9 replies on “Sydney Metro’s grim reality: Cattle-class commuting and vertical sprawl”

  1. Never understood why Sydney was bringing in single decker trains, this article may shed some light. Many trains in Perth where I live are like these proposed single decker trains with less seats. They can get very crammed and are more uncomfortable to the seated carriages Perth train lines use to mostly run.
    Even though some Sydney trains were older, I enjoyed them much more than the Perth trains, you could open the windows on the old carriages if the train was smelly, and it was always more comfortable because I rarely had to stand or sit with peoples behinds or genitalia in my face. I rarely use Perth trains anymore, they are a violation. I am all for public transport, but not at the expense of comfort. I would rather wait an extra five minutes for a train if it meant I could sit and relax for a half hour journey instead of standing.

  2. There is a general ignorance about the benefits of a single deck metro. I was born in Hong Kong and travelled on MTR almost all my life. The convenience of frequent trains is a big plus. On non peak hours, trains comes 3-4 mins max. In Peak hour traffic, trains comes every 30 seconds without fail. For Sydney Trains, I would be fortunate if they run at that frequency consistently, I know for sure double decker trains could not run at this frequency as it takes forever for passengers to get on board with only 2 doors per train (90 secs at worst, yes Ive timed it), in MTR, with 5 doors per cars, takes only 30 secs if not less. So the less time it takes in passengers, more trains could be fitted in. So I think the author is under illusion if Sydney Trains can run on the same frequency as MTR, besides, MTR carries 4-5 million passengers daily efficiently and punctually, even in rainstorms. Sydney struggles with 1 million on a good day to run their trains punctually. That would be a good enough statistic to show the superiority of metro trains.

  3. Two things struck me about this article:

    1. It’s barely concealed racism – “East Asian bad, European good”
    2. It’s undisguised elitism – “Cheap, densely packed apartments”.

    I wonder where EcoTransit think all those people who can no longer afford Sydney exorbitant house prices should live? Nowhere near public transport stations, apparently. Or more likely, just nowhere near them. Way out in the outer suburbs, maybe? I guess, where they’ll be forced into car dependency and a high carbon use lifestyle. At least they’ll be a long way away.

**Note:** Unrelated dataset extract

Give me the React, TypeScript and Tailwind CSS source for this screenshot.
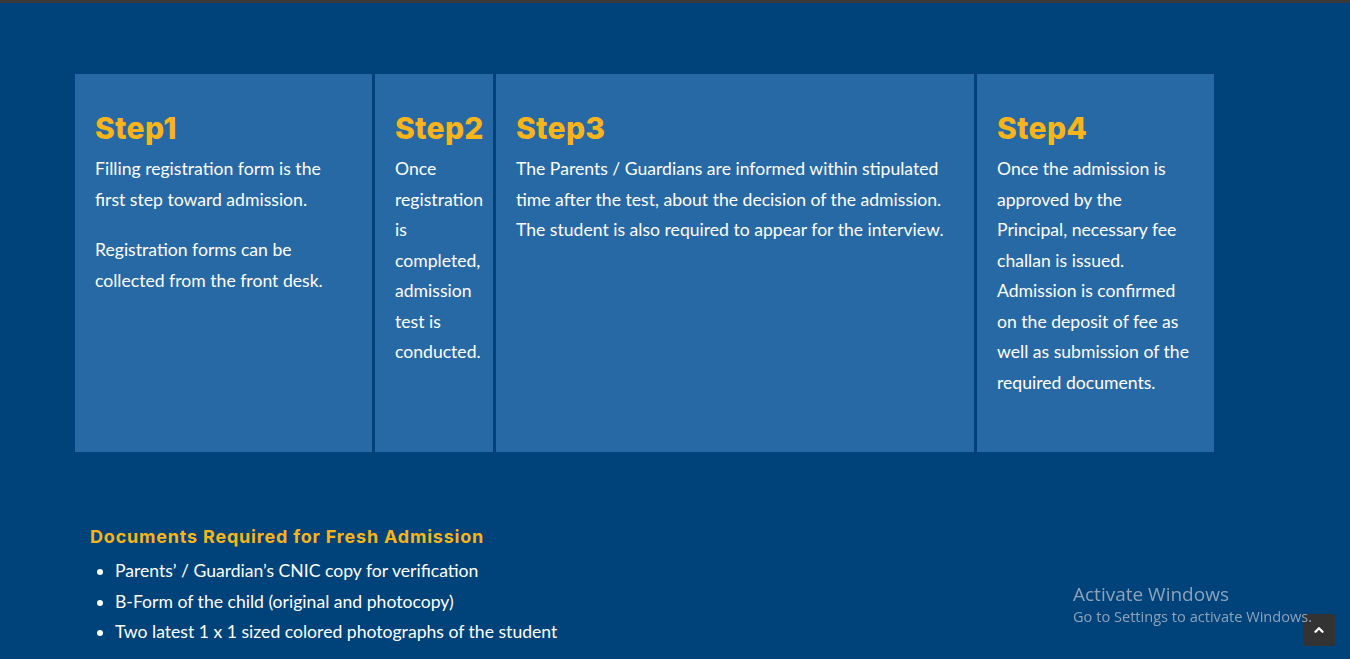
import { ChevronUp } from "lucide-react";

const steps = [
  {
    title: "Step1",
    width: "w-[297px]",
    paras: [
      "Filling registration form is the first step toward admission.",
      "Registration forms can be collected from the front desk.",
    ],
  },
  {
    title: "Step2",
    width: "w-[118px]",
    paras: ["Once registration is completed, admission test is conducted."],
  },
  {
    title: "Step3",
    width: "w-[478px]",
    paras: [
      "The Parents / Guardians are informed within stipulated time after the test, about the decision of the admission. The student is also required to appear for the interview.",
    ],
  },
  {
    title: "Step4",
    width: "w-[237px]",
    paras: [
      "Once the admission is approved by the Principal, necessary fee challan is issued. Admission is confirmed on the deposit of fee as well as submission of the required documents.",
    ],
  },
];

const documents = [
  "Parents’ / Guardian’s CNIC copy for verification",
  "B-Form of the child (original and photocopy)",
  "Two latest 1 x 1 sized colored photographs of the student",
];

export default function App() {
  return (
    <div className="min-h-screen bg-[#00437a] font-['Lato',sans-serif] text-white">
      {/* top strip */}
      <div className="h-[3px] bg-[#3a3a3a]" />

      {/* Steps */}
      <div className="pt-[71px] pl-[75px]">
        <div className="flex h-[378px] w-[1139px] gap-[3px]">
          {steps.map((s) => (
            <div
              key={s.title}
              className={`${s.width} shrink-0 bg-[#2769a5] px-5 pt-[36px]`}
            >
              <h2 className="font-['Inter',sans-serif] text-[30px] font-extrabold leading-[36px] tracking-[0.3px] text-[#f9b41a]">
                {s.title}
              </h2>
              <div className="mt-2">
                {s.paras.map((p, i) => (
                  <p key={i} className="mb-5 text-[17.6px] leading-[30.5px]">
                    {p}
                  </p>
                ))}
              </div>
            </div>
          ))}
        </div>
      </div>

      {/* Documents */}
      <div className="pl-[90px] pt-[73px]">
        <h3 className="font-['Inter',sans-serif] text-[18px] font-bold leading-[24px] tracking-[0.8px] text-[#f9b41a]">
          Documents Required for Fresh Admission
        </h3>
        <ul className="mt-[7px] list-disc pl-[25px] text-[17.6px] leading-[30.5px]">
          {documents.map((d) => (
            <li key={d}>{d}</li>
          ))}
        </ul>
      </div>

      {/* scroll to top */}
      <button className="fixed left-[1303px] top-[614px] z-10 flex h-8 w-8 items-center justify-center rounded-[2px] bg-[#333333]">
        <ChevronUp size={14} strokeWidth={4} color="#ffffff" />
      </button>

      {/* Windows watermark */}
      <div className="pointer-events-none fixed left-[1073px] top-[581px] z-20 font-['Open_Sans',sans-serif] text-[#8ea2b9]">
        <div className="text-[19px] leading-[26px]">Activate Windows</div>
        <div className="text-[14.6px] leading-[18px]">
          Go to Settings to activate Windows.
        </div>
      </div>
    </div>
  );
}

    2. Then I looked at the video, which at least explained where all this grumpy, reactionary, misanthropic and anti-environmentalism came from. Frankly, I don’t think I’ve heard anything more hysterically inaccurate and just plain loopy in years. Reckon I could go back to when I was a uni student in 80s, and accidentally stumbled into a room of Trots haranguing a tiny little group of fellow cultists about various capitalist conspiracies and the coming imminent collapse of the West.

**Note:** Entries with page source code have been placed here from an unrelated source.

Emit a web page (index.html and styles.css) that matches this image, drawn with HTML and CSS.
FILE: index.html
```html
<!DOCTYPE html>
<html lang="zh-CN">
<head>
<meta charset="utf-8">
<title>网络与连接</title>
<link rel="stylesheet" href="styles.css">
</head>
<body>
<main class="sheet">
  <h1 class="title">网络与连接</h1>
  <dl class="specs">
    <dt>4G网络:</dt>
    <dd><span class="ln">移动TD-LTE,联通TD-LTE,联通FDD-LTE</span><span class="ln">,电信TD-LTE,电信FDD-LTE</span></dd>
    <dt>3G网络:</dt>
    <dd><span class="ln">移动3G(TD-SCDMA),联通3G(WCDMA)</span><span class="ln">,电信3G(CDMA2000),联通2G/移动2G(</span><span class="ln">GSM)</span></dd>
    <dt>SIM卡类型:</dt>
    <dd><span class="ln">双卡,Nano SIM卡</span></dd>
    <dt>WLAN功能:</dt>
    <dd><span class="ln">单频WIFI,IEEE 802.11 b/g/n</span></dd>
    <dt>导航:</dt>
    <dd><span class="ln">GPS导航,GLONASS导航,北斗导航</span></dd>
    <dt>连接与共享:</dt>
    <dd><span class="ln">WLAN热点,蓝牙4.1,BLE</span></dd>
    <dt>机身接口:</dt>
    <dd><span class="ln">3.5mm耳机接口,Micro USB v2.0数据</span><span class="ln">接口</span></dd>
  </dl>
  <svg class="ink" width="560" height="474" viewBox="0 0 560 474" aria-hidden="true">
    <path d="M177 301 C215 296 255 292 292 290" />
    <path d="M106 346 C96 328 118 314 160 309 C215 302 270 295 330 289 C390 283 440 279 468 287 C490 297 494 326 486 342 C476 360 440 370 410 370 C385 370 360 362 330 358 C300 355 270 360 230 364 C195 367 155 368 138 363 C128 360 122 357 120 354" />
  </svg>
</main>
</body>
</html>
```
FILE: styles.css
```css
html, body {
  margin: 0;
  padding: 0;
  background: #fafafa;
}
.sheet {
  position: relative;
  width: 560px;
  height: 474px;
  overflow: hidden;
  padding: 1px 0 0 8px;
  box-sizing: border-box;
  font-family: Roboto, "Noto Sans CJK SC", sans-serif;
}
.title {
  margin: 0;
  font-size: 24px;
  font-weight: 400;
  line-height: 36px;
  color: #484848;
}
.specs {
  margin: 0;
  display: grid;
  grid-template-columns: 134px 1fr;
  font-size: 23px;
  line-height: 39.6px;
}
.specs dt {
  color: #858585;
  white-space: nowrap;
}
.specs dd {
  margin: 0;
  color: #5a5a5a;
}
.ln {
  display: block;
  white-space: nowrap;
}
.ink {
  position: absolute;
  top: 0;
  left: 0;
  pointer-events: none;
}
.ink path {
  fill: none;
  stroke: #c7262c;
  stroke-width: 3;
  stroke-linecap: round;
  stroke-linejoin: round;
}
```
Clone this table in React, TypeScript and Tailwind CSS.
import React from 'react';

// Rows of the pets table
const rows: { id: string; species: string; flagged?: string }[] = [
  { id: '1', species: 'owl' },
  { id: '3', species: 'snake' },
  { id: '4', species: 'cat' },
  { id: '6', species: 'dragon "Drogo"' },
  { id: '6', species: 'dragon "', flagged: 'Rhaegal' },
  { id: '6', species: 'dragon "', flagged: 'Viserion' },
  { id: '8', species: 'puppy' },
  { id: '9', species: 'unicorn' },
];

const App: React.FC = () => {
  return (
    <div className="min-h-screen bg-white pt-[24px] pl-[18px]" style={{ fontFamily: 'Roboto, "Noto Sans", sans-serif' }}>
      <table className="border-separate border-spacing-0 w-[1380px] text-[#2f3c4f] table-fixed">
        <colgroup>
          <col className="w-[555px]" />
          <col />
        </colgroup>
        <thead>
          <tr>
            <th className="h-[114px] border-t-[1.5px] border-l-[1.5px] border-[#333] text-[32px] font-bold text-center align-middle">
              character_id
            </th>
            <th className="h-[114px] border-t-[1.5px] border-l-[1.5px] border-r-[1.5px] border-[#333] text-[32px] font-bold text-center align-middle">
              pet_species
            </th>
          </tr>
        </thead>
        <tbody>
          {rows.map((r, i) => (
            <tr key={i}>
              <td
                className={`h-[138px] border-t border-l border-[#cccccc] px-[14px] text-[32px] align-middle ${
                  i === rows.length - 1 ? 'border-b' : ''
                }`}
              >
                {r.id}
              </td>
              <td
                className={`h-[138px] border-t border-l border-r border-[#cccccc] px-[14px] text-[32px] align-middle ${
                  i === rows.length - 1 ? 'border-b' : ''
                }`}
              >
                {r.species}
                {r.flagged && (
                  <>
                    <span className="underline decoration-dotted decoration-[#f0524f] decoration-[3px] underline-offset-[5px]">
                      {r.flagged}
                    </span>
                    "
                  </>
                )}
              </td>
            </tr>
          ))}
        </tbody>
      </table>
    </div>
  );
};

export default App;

    But it all has such a neat Hansonite update! The villains now are Asian – in cahoots with a specificly named weasel-like NSW bureaucrat (corrupt no doubt) and assorted evil capitalists.

    A quick look at EcoTransit’s Facebook page confirmed it. It’s a tiny group of keyboard warriors with a few followers and even less coherence. Claiming to be Sydney public transport supporters, they can’t seem to find any public transport projects to actually support. They appear to like trams, but not the current light rail project. Anyone mistaken enough to respond to their paranoid nonsense is immediately attacked and abused.

    Well, at least they’re amusing themselves. Whatever this lot is, they’re not taken seriously by anyone.

  4. The new metro is cannibalising a first-rate double-decker service from Bankstown into the city for zero gain. This service is only slowish and infrequent at present because we choose to keep it that way. We do not need to completely reinvent the rail network just to get faster services or more frequent services. We could instead be spending that money on new train lines for more double deck services, a second harbour crossing over the bridge (which would be much cheaper) and working to improve signalling and running them at much closer intervals. All this might be a far better way to save billions compared to Baird’s downgrading to a standing mostly cattle class service. Buy new rolling stock – the kind that already exists, with plenty of seats and comfort – and expand the network we have. It could be fed regionally by more light rail and buses.

  5. I’d like to know what the pay off was for this . It is poor planning to say the least . Our commuters don’t travel for a few minutes but anything up to an hour & they are expected to pay for the privilege of a 3rd rate service.

  6. The indifference by the masses towards this project (also influenced by a compliant media) encourages the Baird government to become bolder in getting their greedy hands on public assets and giving them to their supporters. One has the feeling the state liberal party would privatise their daughters if they thought they had development potential. Giving away a state/public asset to a private company is nothing lees than a crime against the state.

  7. Mike Baird is just looking after developers, bankers, investors and himself. He does not care about Sydney people. It is just about money for him and his mates. It is the same for the Light Rail in the eastern suburbs, secrecy, no community consultation and benefiting the Racecourse, developers, etc.
    Other countries are used to be treated as cattle but why we have to accept this treatment? In the name of progress?
    Mike Baird is destroying this beautiful city.
    Sad.

  8. Take the lanes away from the Cahill expressway and return them to heavy rail. The capacity in terms of people/hour/lane is much higher for heavy rail than for a traffic lane, even a narrow one as on the Harbour Bridge. In other words, it would improve the people-moving capacity of the bridge.

  9. Great article and video. Our system was planned well by Bradfield to accommodate dual deck trains. This was far sighted vision. Unfortunately these ideas have been rolled back such as the Cahill expressway taking away the heavy rail planned for the eastern side of the Harbour Bridge.

    Why are we repeating a similar mistake? Didn’t we also learn from the history of differing rail gauges in Australia?

    By the way, advocating for the best possible public transport is not the same as being ‘anti’-public transport. It’s the opposite.

    By analogy, just because Einstein turned Newtonian physics upside down didn’t mean he was ‘anti’-physics.

    This Metro system is like going back to Ptolemy.